The film works on different levels. We have the teacher's narration of events as he recalls them, conscious that time has distorted the facts. On this level, it appears to be a mystery, a whodunnit with regards to the wire and the various acts of apparent and actual retribution.
I think this is just a hook to grab the audience's attention and take it down a rabbit hole. It's a whodunnit like Hidden in which we can debate endlessly about whodunnit. Was it the daughter who set the wire? Was it the housekeeper? Does it really matter? That we are wondering and debating it enhances the experience, like it did with Hidden.
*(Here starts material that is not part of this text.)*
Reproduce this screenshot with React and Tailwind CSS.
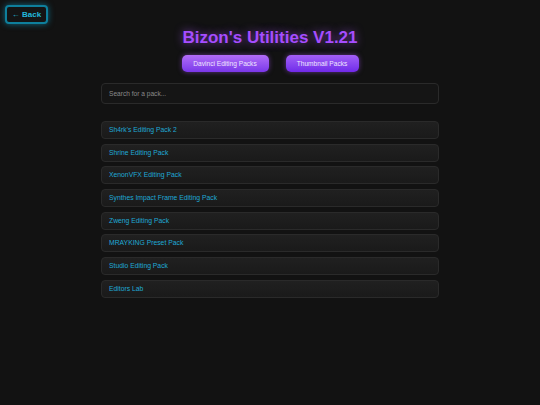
const packs = [
  "Sh4rk's Editing Pack 2",
  'Shrine Editing Pack',
  'XenonVFX Editing Pack',
  'Synthes Impact Frame Editing Pack',
  'Zweng Editing Pack',
  'MRAYKING Preset Pack',
  'Studio Editing Pack',
  'Editors Lab',
];

export default function App() {
  return (
    <div
      className="relative w-[540px] h-[405px] bg-[#121212] overflow-hidden"
      style={{ fontFamily: '"Liberation Sans", Arial, sans-serif' }}
    >
      <button className="absolute left-[5px] top-[5px] w-[43px] h-[19px] flex items-center justify-center rounded-[4px] border-2 border-[#0e7f9c] bg-[#141414] text-[#22b8dc] text-[8px] font-bold shadow-[0_0_6px_rgba(14,160,200,0.6)]">
        ← Back
      </button>

      <div className="flex flex-col items-center pt-[27px]">
        <h1 className="text-[17px] leading-[22px] font-bold text-[#a64dff] [text-shadow:0_0_8px_rgba(168,85,247,0.7)]">
          Bizon's Utilities V1.21
        </h1>

        <div className="flex gap-[17px] mt-[6px]">
          <button className="w-[87px] h-[17px] rounded-[5px] bg-gradient-to-b from-[#b26cf7] to-[#7b36ea] text-[#f0e6ff] text-[6.6px] shadow-[0_0_5px_rgba(168,85,247,0.5)]">
            Davinci Editing Packs
          </button>
          <button className="w-[73px] h-[17px] rounded-[5px] bg-gradient-to-b from-[#a35ef6] to-[#7128ea] text-[#f0e6ff] text-[6.6px] shadow-[0_0_5px_rgba(168,85,247,0.5)]">
            Thumbnail Packs
          </button>
        </div>

        <div className="w-[338px] mt-[11px]">
          <div className="h-[21px] flex items-center px-[7px] rounded-[4px] border border-[#2a2a2a] bg-[#151515] text-[6.6px] text-[#8a8a8a]">
            Search for a pack...
          </div>

          <div className="flex flex-col gap-[4.7px] mt-[17px]">
            {packs.map((name) => (
              <div
                key={name}
                className="h-[18px] flex items-center px-[7px] rounded-[4px] border border-[#2a2a2a] bg-gradient-to-b from-[#202020] to-[#1a1a1a] text-[6.8px] text-[#1fa9d6]"
              >
                {name}
              </div>
            ))}
          </div>
        </div>
      </div>
    </div>
  );
}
All this is, I believe, a pretext or a dramatic arc to engage the audience while presenting what Haneke is really about. He is depicting on a micro level, a community's interaction as a metaphor for the greater society. We see how the various elements of the establishment relate to each other and their families and Haneke is giving some clue as to why society is the way it is, and why the about to explode war unravelled the way it did.
I'm told that Haneke says his film tries to explain all horrors right up to the current day.
In short, the film is all about the journey and not the destination. For me, the journey is immensely fulfilling and the film represents a real maturity in Haneke's work. It was the closest thing to a knock-out at MIFF 2009 for me.